What I was anticipating from the pilot of Elementary and what I was given somewhat conflict. I’d hoped for a livelier Watson—having the character cheer while watching a televised baseball game doesn’t translate to “dynamic,” writers—as well as a lot of repartee and an overall grittier, noirish tone. And maybe these things are coming; it is just the pilot after all. I’ll watch again. At the very least, I’m curious how much honey will ultimately be produced on that rooftop.

Made in Jersey (Premieres 09/28/2012)

This new drama tells the story of Martina Garretti (Janet Montgomery), a young girl from New Jersey with big hair and bring dreams to make it as a lawyer in Manhattan. Her big Italian family in New Jersey is brash, loud, pushes and fond of animal prints, and Martina brings her Jersey style and street smarts with her to New York in this legal procedural. Will she make it on her own in the big city? Or will her WASPy boss (Kyle MacLachlan) fire her for being too outspoken. Hairspray and culture clash ensue. [Eleanor Patterson]

Karen Petruska – Northeastern University

Made in Jersey is not a good show.  You probably already know this because of this review and this review and this review, which calls it the “worst non-CW drama pilot of the season.”  Ouch.  Plus, it is on CBS, and other than The Good Wife, do any of us watch anything on CBS?  (Wait, apologies to Max Dawson, I suppose some scholars watch Survivor).

I watch Hawaii Five-O.  It is an excellent show to watch while eating dinner because it repeats all important information multiple times for those not quite paying attention.  CBS procedurals are very considerate that way. Made in Jersey is a case in point, not only repeating information but also finding all sorts of ways to convey our heroine’s central personality traits–she has a funny accent and she’s has no clue about social graces.  To make sure we know our heroine is spunky, for example, we see her in the first minutes of the show telling off a rude guy on a bike (a guy who wears a bandana, so you know he’s a punk).  She’s also standing next to a young kid of ambiguous ethnic origin, so she’s coded as Other from the get go.
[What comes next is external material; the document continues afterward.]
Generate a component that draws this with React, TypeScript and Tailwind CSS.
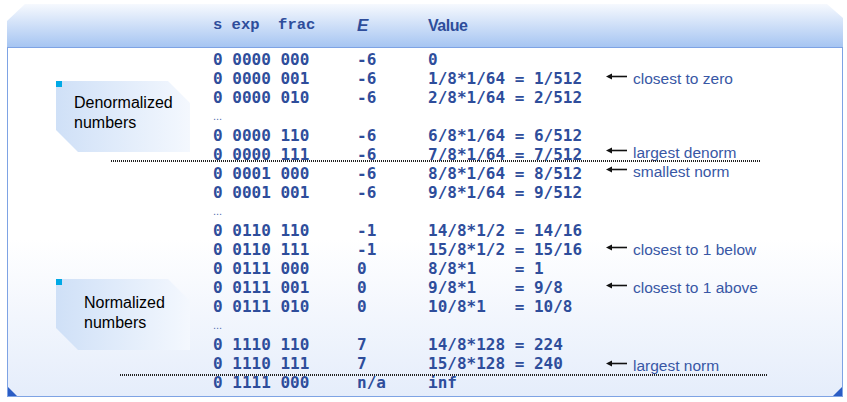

Oh, and she knows that pliers are an essential tool for working-class girls to help them zip up their skin-tight jeans. Did I mention that she’s really, really loud as well? Those Jersey girls, always loud and with their big hair and tight clothes, and isn’t she funny yet charming?

What is more frustrating with this particular show is that there is the potential for real drama.  In the days of the 47%, a focus on class could offer genuine insight into contemporary debates about who succeeds and what helps them do it.  Instead we get a portrait of The American Dream as easily realizable since the only barriers to success are familiarity with social codes and etiquette.  Call me cynical, but a program that codes a lovely white woman (the actress is British, to boot) as “Other” not only bores me but is borderline offensive.

Most problematic, the show imbues one character with all the 1% venom, and this character is a woman.  While the white male characters are professional and compassionate towards our heroine Martina, the blonde woman (Stephanie March, in a thankless roll) is threatened by Martina (of course) and she repeatedly insults our young lawyer throughout the episode.  Do we really need one more show that reinforces the most simplistic readings of gender, class, and race?